In the years since, they learnt that the fatal blow was struck by Mohammad Senussi, who was killed with another of Gaddafi’s sons, Khamis, in the retreat from Tripoli. Sa’adi also flew women into Tripoli from around Europe, although another Al Ahli footballer, Reda Thawargi, alleged he was jailed for refusing his homosexual advances. In contrast to the more lurid allegations, the most important charges against the brothers will be mundane by comparison.

They are accused of issuing orders for the crackdown that led to the 2011 uprising against their father’s rule. Saif has claimed he urged his father to reform, but was sidelined. When he appears in court, by video link from his prison in the city of Zintan, he will present himself as sincere.

Despite having moments of hedonism — and a hobby of keeping pet tigers — he took himself more seriously than Sa’adi, gaining a PhD in politics and putting forward theories for reforming government and the world economic order.

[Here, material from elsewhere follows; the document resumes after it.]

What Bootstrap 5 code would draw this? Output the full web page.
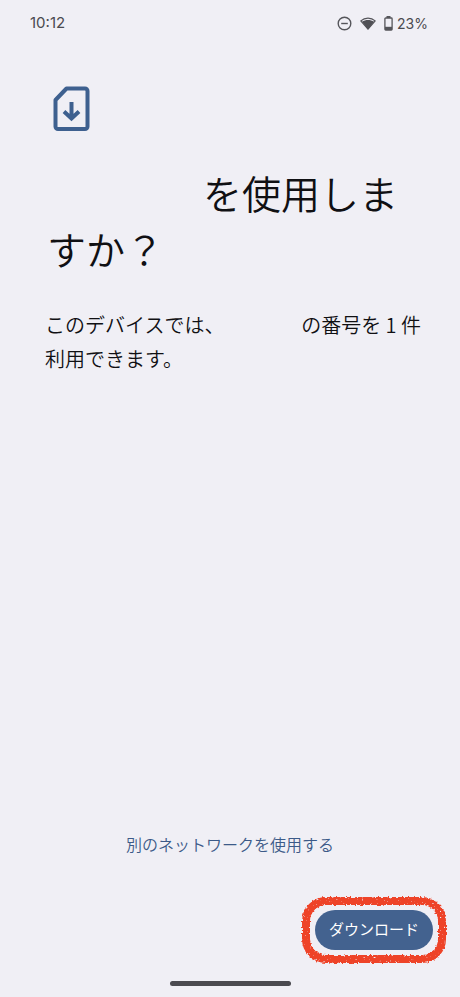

However, his credentials as a reformist are open to question. His PhD thesis, from the London School of Economics, was found to have been partly plagiarised. His accusers will say the speeches in which he wagged his fingers at protesters and threatened them, as his father’s gunmen took to the streets, reflect the real man.

In Libya’s uncertain political environment, no one can predict whether the trial will be fair. The International Criminal Court has issued a warrant for Saif, though not Sa’adi. But it looks most likely that it will be in Libya that the brothers will learn their fate, and some sort of justice will be meted out.